Second, EAB does not suggest that, even if probable cause testing were authorized under subsection (5)(c), the standard for determining whether a policy permitting such testing is reasonable would be substantively different from the criteria governing determination of the existence of reasonable grounds for drug testing under subsection (5)(a). In fact, there is no logical reason to assume that a less demanding standard would apply to a policy deemed reasonable under subsection (5)(c). As explained below, the facts of this case do not support testing under that standard.
In a fallback argument, employer urges that it was authorized to require claimant to test under the standard adopted in subsection (5)(a) of the rule. Employer points out that the manager testified that claimant's talking during the meeting was "unusual," and argues that the manager's testimony supports EAB's legal conclusion that "claimant's behavior was sufficiently unusual conduct to indicate the possible influence of drugs or alcohol." See OAR 471-030-0130(5)(a)(A) (listing "bizarre behavior at work" as an example of objective reason to believe an employee is under the influence of drugs). We disagree. That testimony cannot be viewed out of context.
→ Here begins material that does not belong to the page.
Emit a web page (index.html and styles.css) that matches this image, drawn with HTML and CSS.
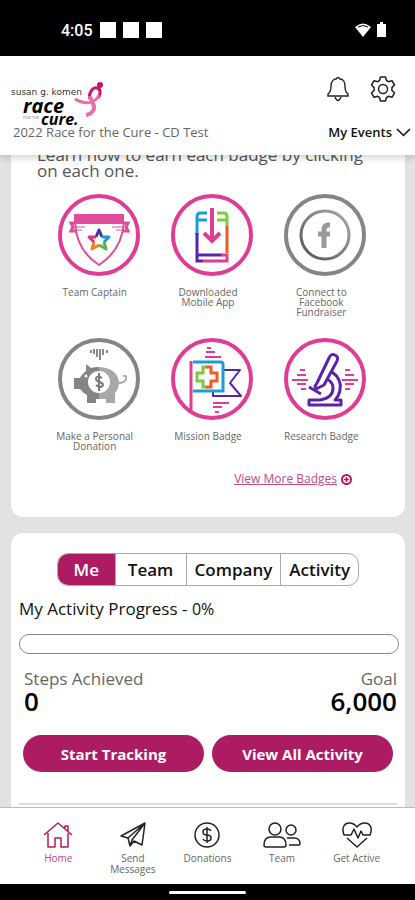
FILE: index.html
```html
<!DOCTYPE html>
<html lang="en">
<head>
    <meta charset="UTF-8">
    <meta name="viewport" content="width=device-width, initial-scale=1.0">
    <title>Race for the Cure</title>
    <link rel="stylesheet" href="styles.css">
</head>
<body>
    <div class="status-bar">
        <span class="time">4:05</span>
        <i class="square"></i>
        <i class="square"></i>
        <i class="square"></i>
        <svg class="status-icons" width="32" height="16" viewBox="0 0 32 16" fill="#fff">
            <path d="M0 5Q8-2 16 5L8 15Z"/>
            <path d="M3 5Q8 2 13 5" fill="none" stroke="#000"/>
            <path d="M22 2h3V0h3v2h3v13h-9z"/>
        </svg>
    </div>

    <header class="header">
        <div class="header-top">
            <svg class="logo" width="96" height="46" viewBox="0 0 96 46" role="img" aria-label="Susan G. Komen Race for the Cure">
                <text class="logo-name" x="0" y="13">susan g. komen</text>
                <text class="logo-word" x="12" y="31">race</text>
                <text class="logo-small" x="12" y="37">FOR THE</text>
                <text class="logo-word logo-cure" x="30" y="43">cure.</text>
                <g fill="none">
                    <path d="M79 17C77 11 82 5 86 6C91 7 89 14 87 16" stroke="#c2187a" stroke-width="3"/>
                    <path d="M88 13C84 22 73 23 64 17" stroke="#e66fa8" stroke-width="3"/>
                    <path d="M79 14C80 20 84 22 83 27Q81 32 75 33" stroke="#e66fa8" stroke-width="4"/>
                </g>
                <circle cx="89" cy="3" r="3" fill="#c2185b"/>
            </svg>
            <div class="header-icons">
                <button class="icon-btn" aria-label="Notifications">
                    <svg width="24" height="26" viewBox="0 0 24 26" fill="none" stroke="#222" stroke-width="1.4">
                        <path d="M2 20v-2Q5 16 5 10C5 5 8 3 10 3Q12 0 14 3C17 3 19 6 19 10Q19 16 22 18v2Z"/>
                        <path d="M9 21Q12 28 15 21"/>
                    </svg>
                </button>
                <button class="icon-btn" aria-label="Settings">
                    <svg width="26" height="26" viewBox="0 0 26 26" fill="none" stroke="#222" stroke-width="1.5" stroke-linejoin="round">
                        <path d="M10.500 1h5l1 3.500 2 1.200 3.500-1 2.500 4.300-2.600 2.600v2.800l2.600 2.600-2.500 4.300-3.500-1-2 1.200-1 3.500h-5l-1-3.500-2-1.200-3.500 1L1.500 17l2.600-2.600v-2.800L1.500 9 4 4.700l3.500 1 2-1.200Z"/>
                        <circle cx="13" cy="13" r="4.500"/>
                    </svg>
                </button>
            </div>
        </div>
        <div class="header-bottom">
            <span class="event-name">2022 Race for the Cure - CD Test</span>
            <button class="events-btn">My Events
                <svg width="15" height="9" viewBox="0 0 15 9" fill="none" stroke="#111" stroke-width="1.5"><path d="M1 1l6.500 6.500L14 1"/></svg>
            </button>
        </div>
    </header>

    <main class="content">
        <section class="card badges-card">
            <p class="intro">Learn how to earn each badge by clicking<br>on each one.</p>
            <div class="badges">
                <div class="badge">
                    <svg width="82" height="82" viewBox="0 0 82 82" fill="none">
                        <circle cx="41" cy="41" r="39" stroke="#de3c95" stroke-width="4"/>
                        <path d="M17 28Q18 56 41 71Q64 56 66 28" stroke="#e04b9c" stroke-width="2"/>
                        <path d="M16 20h50v10H16z" fill="#e04b9c"/>
                        <path d="M16 29h-3l2 4-2 4h5M66 29h4l-2 4 2 4h-5" stroke="#e04b9c" stroke-width="3"/>
                        <path d="M18 33h9M18 36h6M64 33h-10M64 36h-6" stroke="#e04b9c" stroke-width="1"/>
                        <g stroke-width="3" stroke-linejoin="round">
                            <path d="M38 43l3-7 3 7" stroke="#4632a0"/>
                            <path d="M44 43h7l-5 5" stroke="#2196d8"/>
                            <path d="M46 48l2 7-7-4" stroke="#55b846"/>
                            <path d="M41 51l-7 4 2-7" stroke="#f58220"/>
                            <path d="M36 48l-5-5h7" stroke="#d6348f"/>
                        </g>
                    </svg>
                    <span>Team Captain</span>
                </div>
                <div class="badge">
                    <svg width="82" height="82" viewBox="0 0 82 82" fill="none">
                        <circle cx="41" cy="41" r="39" stroke="#de3c95" stroke-width="4"/>
                        <g stroke-width="3">
                            <path d="M36 19h-7q-3 0-3 4v18M26 26h10" stroke="#1b9ed8"/>
                            <path d="M26 39v22M25 61h26" stroke="#5a24a8"/>
                            <path d="M46 19h7q3 0 3 4v10M46 26h10" stroke="#7ac943"/>
                            <path d="M56 32v27" stroke="#f15a24"/>
                            <path d="M26 61v6h6" stroke="#5a24a8"/>
                            <path d="M50 61h6v6H32" stroke="#de3c95"/>
                            <path d="M41 14v32M33 39l8 8 8-8" stroke="#de3c95" stroke-width="4"/>
                        </g>
                    </svg>
                    <span>Downloaded<br>Mobile App</span>
                </div>
                <div class="badge">
                    <svg width="82" height="82" viewBox="0 0 82 82" fill="none">
                        <defs>
                            <linearGradient id="ring" x1="0" y1="1" x2="1" y2="0">
                                <stop offset="0" stop-color="#555"/>
                                <stop offset="1" stop-color="#aaa"/>
                            </linearGradient>
                        </defs>
                        <circle cx="41" cy="41" r="39" stroke="#858585" stroke-width="4"/>
                        <circle cx="41" cy="41" r="24" stroke="url(#ring)" stroke-width="3"/>
                        <path d="M46 31h-2q-4 0-4 5v18M34 40h12" stroke="#999" stroke-width="5"/>
                    </svg>
                    <span>Connect to<br>Facebook<br>Fundraiser</span>
                </div>
                <div class="badge">
                    <svg width="82" height="82" viewBox="0 0 82 82" fill="none">
                        <circle cx="41" cy="41" r="39" stroke="#858585" stroke-width="4"/>
                        <path d="M33 12v3M36 11v5M39 11v8M42 11v11M45 11v6M49 12v3" stroke="#888" stroke-width="2"/>
                        <path d="M41 29q-5 0-8 1l-5-4v7q-5 4-6 7h-6v11h6q3 4 7 6v8h9v-4h3z" fill="#858585"/>
                        <path d="M41 29q18 1 20 15q0 7-4 11v10h-9v-4h-7z" fill="#a8a8a8"/>
                        <path d="M60 45q7 0 8-4t-3-3" stroke="#aaa" stroke-width="2"/>
                        <circle cx="28" cy="38" r="1.500" fill="#fff"/>
                        <circle cx="41" cy="44" r="11" fill="#fff"/>
                        <path d="M44 40q-6-3-6 1c0 4 7 2 7 6q-2 4-7 0M41 35v18" stroke="#777" stroke-width="2"/>
                    </svg>
                    <span>Make a Personal<br>Donation</span>
                </div>
                <div class="badge">
                    <svg width="82" height="82" viewBox="0 0 82 82" fill="none">
                        <circle cx="41" cy="41" r="39" stroke="#de3c95" stroke-width="4"/>
                        <path d="M36 10h4M35 14h9M34 19h16M42 65h16M42 69h9M44 74h4" stroke="#de3c95" stroke-width="2"/>
                        <path d="M53 32h16L59 45l11 13H42v-5" stroke="#5a24a8" stroke-width="2" stroke-linejoin="round"/>
                        <path d="M22 24h28q2 0 2 2v27H22" stroke="#1b9ed8" stroke-width="3"/>
                        <path d="M20 23v50" stroke="#de3c95" stroke-width="3"/>
                        <path d="M36 29h-4v6h-6v8h6v6h4" stroke="#7ac943" stroke-width="3"/>
                        <path d="M35 29h5v6h6v8h-6v6h-5" stroke="#f15a24" stroke-width="3"/>
                    </svg>
                    <span>Mission Badge</span>
                </div>
                <div class="badge">
                    <svg width="82" height="82" viewBox="0 0 82 82" fill="none">
                        <circle cx="41" cy="41" r="39" stroke="#de3c95" stroke-width="4"/>
                        <path d="M16 32h5M13 37h9M8 42h16M13 46h9M17 51h5M61 32h5M61 37h9M58 42h16M61 46h9M61 51h5" stroke="#de3c95" stroke-width="2"/>
                        <g stroke="#5a24a8" stroke-width="3" stroke-linejoin="round">
                            <path d="M33 45l12-25q2-5 6-3t2 6L40 47l-8 4-1-3z"/>
                            <path d="M48 34q10 7 8 18-1 6-5 10h6v5H25v-5h11q13-2 13-12 0-6-6-9"/>
                            <path d="M25 49l12 7"/>
                        </g>
                    </svg>
                    <span>Research Badge</span>
                </div>
            </div>
            <div class="more">
                <a href="#">View More Badges</a>
                <svg width="11" height="11" viewBox="0 0 11 11" fill="none" stroke="#ad1b62"><circle cx="5.500" cy="5.500" r="4.500" stroke-width="2"/><path d="M5.500 3v5M3 5.500h5" stroke-width="1.500"/></svg>
            </div>
        </section>

        <section class="card activity-card">
            <div class="tabs">
                <button class="tab active">Me</button>
                <button class="tab">Team</button>
                <button class="tab">Company</button>
                <button class="tab">Activity</button>
            </div>
            <h2>My Activity Progress - <span>0%</span></h2>
            <div class="progress" role="progressbar" aria-label="My Activity Progress" aria-valuenow="0" aria-valuemin="0" aria-valuemax="100"></div>
            <div class="stats">
                <div class="stat">Steps Achieved<strong>0</strong></div>
                <div class="stat goal">Goal<strong>6,000</strong></div>
            </div>
            <div class="actions">
                <button class="action-btn">Start Tracking</button>
                <button class="action-btn">View All Activity</button>
            </div>
            <hr>
        </section>
    </main>

    <nav class="bottom-nav">
        <a href="#" class="active">
            <svg width="30" height="28" viewBox="0 0 30 28"><path d="M1 14L15 2l14 12M5 12v14h7v-9h6v9h7V12M22 7V5h3v5"/></svg>
            Home
        </a>
        <a href="#">
            <svg width="30" height="28" viewBox="0 0 30 28"><path d="M3 15L27 2l-3 22-8-4-4 5-2-8zM27 2L10 17M27 2L14 19l-2 6"/></svg>
            Send<br>Messages
        </a>
        <a href="#">
            <svg width="30" height="28" viewBox="0 0 30 28"><circle cx="15" cy="14" r="12"/><path d="M19 10q-1-2-4-2-4 0-4 3t4 3 4 3-4 3q-3 0-4-2M15 6v16"/></svg>
            Donations
        </a>
        <a href="#">
            <svg width="38" height="28" viewBox="0 0 38 28"><circle cx="12" cy="8" r="6"/><circle cx="28" cy="9" r="5"/><path d="M1 24q0-8 7-8h8q7 0 7 8 0 2-2 2H3q-2 0-2-2zM24 17h7q6 0 6 6 0 1-1 1h-10"/></svg>
            Team
        </a>
        <a href="#">
            <svg width="30" height="28" viewBox="0 0 30 28"><path d="M2 14C-1 6 3 2 7 2q5 0 8 4 3-4 8-4c5 0 8 5 5 12h-7l-2-4-3 7-4-9-3 6zM5 17l10 9 10-9"/></svg>
            Get Active
        </a>
    </nav>
    <div class="gesture-bar"><i></i></div>
</body>
</html>
```

FILE: styles.css
```css
* {
    box-sizing: border-box;
}
body {
    margin: 0;
    height: 100vh;
    display: flex;
    flex-direction: column;
    background-color: #e2e2e2;
    color: #111;
    font-family: "Open Sans", "Noto Sans", sans-serif;
}
button {
    padding: 0;
    border: none;
    background: none;
    color: inherit;
    font-family: inherit;
    cursor: pointer;
}
svg {
    display: block;
    flex-shrink: 0;
}

/* phone status bar */
.status-bar {
    display: flex;
    align-items: center;
    gap: 7px;
    height: 56px;
    padding: 4px 28px 0 61px;
    background-color: #000;
    color: #fff;
}
.time {
    font-family: Roboto, sans-serif;
    font-size: 16px;
    font-weight: 500;
}
.square {
    width: 16px;
    height: 16px;
    background-color: #fff;
}
.status-icons {
    margin-left: auto;
}

/* header */
.header {
    position: relative;
    z-index: 1;
    height: 99px;
    padding-top: 20px;
    background-color: #fff;
    box-shadow: 0 2px 8px rgba(0,0,0,0.2);
}
.header-top {
    display: flex;
    justify-content: space-between;
    height: 46px;
    padding: 0 19px 0 11px;
}
.header-top .logo {
    margin-top: 6px;
}
.logo-name {
    font-family: "DejaVu Sans", sans-serif;
    font-size: 9px;
    fill: #333;
}
.logo-word {
    font-size: 20px;
    font-weight: bold;
    font-style: italic;
}
.logo-cure {
    font-size: 16px;
}
.logo-small {
    font-size: 4px;
    fill: #777;
}
.header-icons {
    display: flex;
    align-items: flex-start;
    gap: 20px;
}
.header-bottom {
    display: flex;
    justify-content: space-between;
    align-items: center;
    height: 20px;
    padding: 0 4px 0 13px;
}
.event-name {
    font-size: 13px;
    color: #666;
}
.events-btn {
    display: flex;
    align-items: center;
    gap: 4px;
    font-size: 13px;
    font-weight: 600;
}

/* scrolling content */
.content {
    flex: 1;
    min-height: 0;
    padding: 0 10px 0 11px;
    overflow: hidden;
}
.card {
    background-color: #fff;
    border-radius: 12px;
}
.badges-card {
    height: 376px;
    margin: -14px 0 16px;
    padding: 6px 23px 0 26px;
}
.intro {
    margin: 0;
    font-size: 17px;
    line-height: 16px;
    color: #555;
}
.badges {
    display: grid;
    grid-template-columns: repeat(3, 1fr);
    grid-template-rows: 144px 133px;
    margin: 15px 0 0 5px;
}
.badge {
    display: flex;
    flex-direction: column;
    align-items: center;
    gap: 11px;
    font-size: 10px;
    line-height: 10px;
    text-align: center;
    color: #666;
}
.badge span {
    padding-right: 8px;
}
.more {
    display: flex;
    justify-content: flex-end;
    align-items: center;
    gap: 4px;
    padding-right: 30px;
    font-size: 12px;
    line-height: 16px;
}
.more a {
    color: #c04a84;
}

.activity-card {
    padding: 20px 8px 16px;
}
.tabs {
    display: grid;
    grid-template-columns: 57fr 71fr 95fr 78fr;
    width: 80%;
    height: 33px;
    margin: 0 auto;
    border: 1px solid #aaa;
    border-radius: 11px;
    overflow: hidden;
}
.tab {
    border-left: 1px solid #aaa;
    font-size: 17px;
    font-weight: 600;
}
.tab.active {
    border-left: none;
    background-color: #ad1b62;
    color: #fff;
}
h2 {
    margin: 12px 0 14px;
    font-size: 17px;
    font-weight: 400;
    line-height: 22px;
}
h2 span {
    font-size: 16px;
}
.progress {
    height: 20px;
    margin-right: -2px;
    border: 1px solid #888;
    border-radius: 10px;
}
.stats {
    display: flex;
    justify-content: space-between;
    padding: 14px 0 0 5px;
}
.stat {
    font-size: 17px;
    line-height: 22px;
    color: #666;
}
.stat strong {
    display: block;
    font-size: 26px;
    font-weight: 600;
    line-height: 22px;
    color: #000;
}
.goal {
    text-align: right;
}
.actions {
    display: flex;
    gap: 8px;
    padding: 23px 4px 0;
}
.action-btn {
    flex: 1;
    height: 37px;
    border-radius: 19px;
    background-color: #ad1b62;
    color: #fff;
    font-size: 15px;
    font-weight: bold;
}
hr {
    margin: 31px 0 0;
    border: none;
    border-top: 2px solid #ddd;
}

/* bottom navigation */
.bottom-nav {
    display: flex;
    height: 77px;
    padding: 13px 21px 0;
    border-top: 1px solid #bbb;
    background-color: #fff;
}
.bottom-nav a {
    flex: 1;
    display: flex;
    flex-direction: column;
    align-items: center;
    font-size: 10px;
    line-height: 11px;
    text-align: center;
    text-decoration: none;
    color: #666;
}
.bottom-nav svg {
    margin-bottom: 4px;
    fill: none;
    stroke: #222;
    stroke-width: 1.5;
    stroke-linejoin: round;
}
.bottom-nav .active {
    color: #c0457f;
}
.bottom-nav .active svg {
    stroke: #ad1b62;
}
.gesture-bar {
    display: flex;
    justify-content: center;
    height: 16px;
    padding-top: 7px;
    background-color: #000;
}
.gesture-bar i {
    width: 77px;
    height: 3px;
    border-radius: 2px;
    background-color: #fff;
}
```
At the hearing, after claimant's manager testified that claimant was issued a warning for insubordination, the following exchange took place:
"Q: Okay. And do they have to take a drug test after that?
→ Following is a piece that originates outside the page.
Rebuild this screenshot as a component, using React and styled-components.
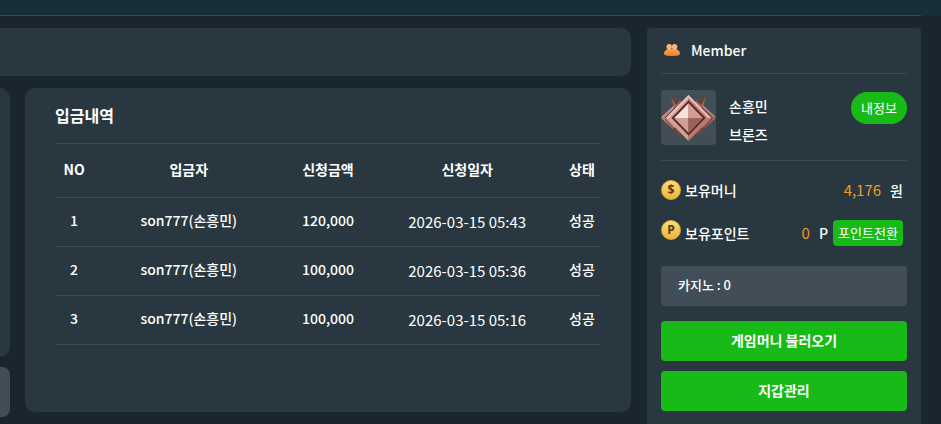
import styled, { createGlobalStyle } from 'styled-components';

const deposits = [
  { no: 1, name: 'son777(손흥민)', amount: '120,000', date: '2026-03-15 05:43', status: '성공' },
  { no: 2, name: 'son777(손흥민)', amount: '100,000', date: '2026-03-15 05:36', status: '성공' },
  { no: 3, name: 'son777(손흥민)', amount: '100,000', date: '2026-03-15 05:16', status: '성공' },
];

export default function App() {
  return (
    <>
      <GlobalStyle />
      <TopBar>
        <TopLine />
      </TopBar>
      <Page>
        <Main>
          <Banner />
          <Columns>
            <SideColumn>
              <SidePanel />
              <SideBlock />
            </SideColumn>
            <DepositHistory />
          </Columns>
        </Main>
        <MemberPanel />
      </Page>
    </>
  );
}

function DepositHistory() {
  return (
    <Card>
      <CardTitle>입금내역</CardTitle>
      <Table>
        <thead>
          <tr>
            <Th $width="7%">NO</Th>
            <Th $width="35%">입금자</Th>
            <Th $width="16%">신청금액</Th>
            <Th $width="35%">신청일자</Th>
            <Th $width="7%">상태</Th>
          </tr>
        </thead>
        <tbody>
          {deposits.map(({ no, name, amount, date, status }) => (
            <tr key={no}>
              <Td>{no}</Td>
              <Td>{name}</Td>
              <Td>{amount}</Td>
              <DateTd>{date}</DateTd>
              <Td>{status}</Td>
            </tr>
          ))}
        </tbody>
      </Table>
    </Card>
  );
}

function MemberPanel() {
  return (
    <Aside>
      <AsideTitle>
        <MemberIcon />
        Member
      </AsideTitle>

      <Profile>
        <Avatar>
          <BronzeBadge />
        </Avatar>
        <Names>
          <span>손흥민</span>
          <span>브론즈</span>
        </Names>
        <InfoButton type="button">내정보</InfoButton>
      </Profile>

      <Balances>
        <Balance>
          <Coin symbol="$" />
          <Label>보유머니</Label>
          <Value>4,176</Value>
          <Unit>원</Unit>
        </Balance>
        <Balance>
          <Coin symbol="P" />
          <Label>보유포인트</Label>
          <Value>0</Value>
          <Unit>P</Unit>
          <ConvertButton type="button">포인트전환</ConvertButton>
        </Balance>
      </Balances>

      <Casino>카지노 : 0</Casino>
      <Actions>
        <ActionButton type="button">게임머니 불러오기</ActionButton>
        <ActionButton type="button">지갑관리</ActionButton>
      </Actions>
    </Aside>
  );
}

function MemberIcon() {
  return (
    <svg width="18" height="14" viewBox="0 0 18 14" aria-hidden="true">
      <defs>
        <linearGradient id="people" x1="0" y1="0" x2="0" y2="1">
          <stop offset="0" stopColor="#ffb05c" />
          <stop offset="1" stopColor="#f47416" />
        </linearGradient>
      </defs>
      <path d="M1 10.500C1 8 4 6 6.500 6h5C14 6 17 8 17 10.500c0 2-3 2.500-8 2.500s-8-.500-8-2.500z" fill="url(#people)" />
      <circle cx="6.200" cy="3.800" r="2.700" fill="#f6b878" />
      <circle cx="11.600" cy="3.800" r="2.700" fill="#f6b878" />
      <path d="M4 6.800c1 1.400 3.500 1.400 4.800 0 1.300 1.400 3.800 1.400 4.800 0" fill="none" stroke="#f88a32" />
    </svg>
  );
}

function BronzeBadge() {
  return (
    <svg width="55" height="55" viewBox="0 0 55 55" aria-hidden="true">
      {/* Wings */}
      <path d="M10 7l14 6-9 11zM45 7l-14 6 9 11z" fill="#9b645d" />
      <path d="M10 7l5 8 4-4zM45 7l-5 8-4-4z" fill="#6b3b35" />
      <path d="M7 33l10 12 3-1-9-15zM48 33L38 45l-3-1 9-15z" fill="#7a433d" />
      <path d="M0 28l12-11 12 11-12 11z" fill="#b77e76" />
      <path d="M55 28L43 17 31 28l12 11z" fill="#9a625c" />
      <path d="M1 27l12-11M54 27L42 16" stroke="#ddb0a7" />
      <path d="M4 28l10-10M51 28L41 18M4 29l10 11M51 29L41 40" stroke="#713e38" />

      {/* Frame */}
      <path d="M27.500 5L5 28l22.500 23z" fill="#d3a197" />
      <path d="M27.500 5L50 28 27.500 51z" fill="#b77b72" />
      <path d="M27.500 5L5 28h3L27.500 8 47 28h3z" fill="#e8c1b8" />

      {/* Gem */}
      <path d="M27.500 10.500L10.500 28l17 17.500 17-17.500z" fill="#50231f" />
      <path d="M27.500 12.500L12.500 28l15 15.500 15-15.500z" fill="#925b52" />
      <path d="M27.500 13.500V28h-14z" fill="#f5e2db" />
      <path d="M27.500 13.500l14 14.500h-14z" fill="#cf9d92" />
      <path d="M13.500 28h14v14.500z" fill="#cda095" />
      <path d="M41.500 28h-14v14.500z" fill="#9a6359" />
    </svg>
  );
}

function Coin({ symbol }) {
  return (
    <CoinFace>
      <span>{symbol}</span>
    </CoinFace>
  );
}

const GlobalStyle = createGlobalStyle`
  * {
    box-sizing: border-box;
  }

  body {
    margin: 0;
    background: #19262e;
    color: #fff;
    font-family: 'Noto Sans CJK KR', sans-serif;
    font-size: 14px;
    font-weight: 500;
    line-height: 20px;
  }

  button {
    border: 0;
    background: #18ba18;
    color: #fff;
    font: inherit;
    cursor: pointer;
  }
`;

const TopBar = styled.header`
  height: 16px;
  padding: 15px 20px 0 0;
  background: #182e38;
`;

const TopLine = styled.div`
  height: 1px;
  background: #3b4b54;
`;

const Page = styled.div`
  display: flex;
  gap: 16px;
  padding: 12px 20px 0 0;
`;

const Main = styled.main`
  flex: 1;
  min-width: 0;
`;

const Banner = styled.section`
  height: 48px;
  margin-bottom: 12px;
  border-radius: 0 10px 10px 0;
  background: #293840;
`;

const Columns = styled.div`
  display: flex;
  align-items: flex-start;
  gap: 15px;
`;

const SideColumn = styled.div`
  display: flex;
  flex-direction: column;
  gap: 10px;
  width: 10px;
`;

const SidePanel = styled.div`
  height: 269px;
  border-radius: 0 10px 10px 0;
  background: #293840;
`;

const SideBlock = styled.div`
  height: 50px;
  border-radius: 0 8px 8px 0;
  background: #424e57;
`;

const Card = styled.section`
  flex: 1;
  min-width: 0;
  min-height: 324px;
  padding: 0 30px 30px;
  border-radius: 10px;
  background: #293840;
`;

const CardTitle = styled.h2`
  margin: 0;
  padding: 17px 0 18px;
  border-bottom: 1px solid #3d4d55;
  font-size: 16px;
  font-weight: 700;
  line-height: 20px;
`;

const Table = styled.table`
  width: 100%;
  table-layout: fixed;
  border-spacing: 0;
  text-align: center;
  white-space: nowrap;
`;

const Th = styled.th`
  width: ${(props) => props.$width};
  height: 54px;
  padding: 0 0 4px;
  border-bottom: 1px solid #3d4d55;
  font-weight: 700;
`;

const Td = styled.td`
  height: 49px;
  padding: 0 0 4px;
  border-bottom: 1px solid #3d4d55;
`;

const DateTd = styled(Td)`
  padding: 0;
  font-size: 15px;
  font-weight: 400;
`;

const Aside = styled.aside`
  width: 274px;
  padding: 0 14px 13px;
  border-radius: 4px 4px 0 0;
  background: #293840;
`;

const AsideTitle = styled.h2`
  display: flex;
  align-items: center;
  gap: 10px;
  height: 46px;
  margin: 0;
  padding: 0 0 2px 2px;
  border-bottom: 1px solid #3d4d55;
  font-size: 14px;
  font-weight: 500;
`;

const Profile = styled.div`
  display: flex;
  padding: 16px 0 15px;
  border-bottom: 1px solid #3d4d55;
`;

const Avatar = styled.div`
  width: 55px;
  height: 55px;
  border-radius: 4px;
  background: #424e57;
`;

const Names = styled.div`
  display: flex;
  flex: 1;
  flex-direction: column;
  gap: 8px;
  padding: 6px 0 0 13px;
`;

const InfoButton = styled.button`
  width: 56px;
  height: 32px;
  margin-top: 2px;
  padding: 0;
  border-radius: 16px;
  font-size: 13px;
  font-weight: 400;
`;

const Balances = styled.div`
  display: flex;
  flex-direction: column;
  gap: 20px;
  padding: 19px 4px 20px 0;
`;

const Balance = styled.div`
  display: flex;
  align-items: center;
`;

const CoinFace = styled.span`
  display: flex;
  align-items: center;
  align-self: flex-start;
  justify-content: center;
  width: 20px;
  height: 20px;
  border: 1px solid #d9a53a;
  border-radius: 50%;
  background: linear-gradient(#fbdd7d, #edb536);
  color: #573916;
  font: 700 12px/18px 'Open Sans', sans-serif;
`;

const Label = styled.span`
  flex: 1;
  padding-left: 4px;
`;

const Value = styled.span`
  color: #f39a1a;
  font-size: 15px;
  font-weight: 400;
`;

const Unit = styled.span`
  padding-left: 9px;
`;

const ConvertButton = styled.button`
  width: 70px;
  height: 26px;
  margin-left: 5px;
  padding: 0;
  border-radius: 4px;
  font-size: 13px;
  font-weight: 400;
`;

const Casino = styled.div`
  padding: 9px 17px 11px;
  border-radius: 4px;
  background: #424e57;
  font-size: 13px;
`;

const Actions = styled.div`
  display: flex;
  flex-direction: column;
  gap: 10px;
  margin-top: 15px;
`;

const ActionButton = styled.button`
  height: 40px;
  padding: 0 0 2px;
  border-radius: 4px;
  font-weight: 700;
`;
"A: Yes, any violation of company policies or incidents or accidents, we require a drug test."
When asked about whether he had reason to believe claimant was under the influence of drugs, the manager testified:
"A: I didn't speculate on his drug use, no. I did tell him that as a part of his verbal warning, the drug policy was -- was mandatory."
Later, the manager testified:
"A: No, there was no reason [claimant] couldn't continue his shift [after receiving the warning].
"Q: Okay. So he -- he didn't have any -- there was no indication of drug impairment or -- or safety problems for that two to two-and-a half hour period of time [after the warning was issued, but before claimant was supposed to be tested for drugs], was there?
"A: No, there was not.
"Q: Okay. And you didn't have any reason -- you had no reason to believe that he was drug impaired at that time, did you?
"A: No, I did not.
"Q: The only reason you had for asking him to take the drug [test] was because there had been a violation write-up, is that correct?
Thus, the remark that claimant's behavior was "unusual" was made by the same manager who testified that he had no personal belief and saw no indication that claimant was under the influence of drugs and who testified that the sole reason for requiring the drug test was that it was company policy to do so after an employee was issued a reprimand. The same manager had claimant return to work without immediate testing after the triggering incident occurred, even though claimant worked with power tools. Viewed in context, the manager's testimony that claimant's behavior was "unusual" cannot support an inference that employer had any reason to believe that claimant was under the influence of drugs.
Because employer's policy, as applied to claimant, was not reasonable under ORS 657.176(9) and the regulations of the Employment Department, claimant was not disqualified from unemployment benefits for his refusal to submit to drug testing.
Reversed and remanded with instructions to enter order allowing benefits.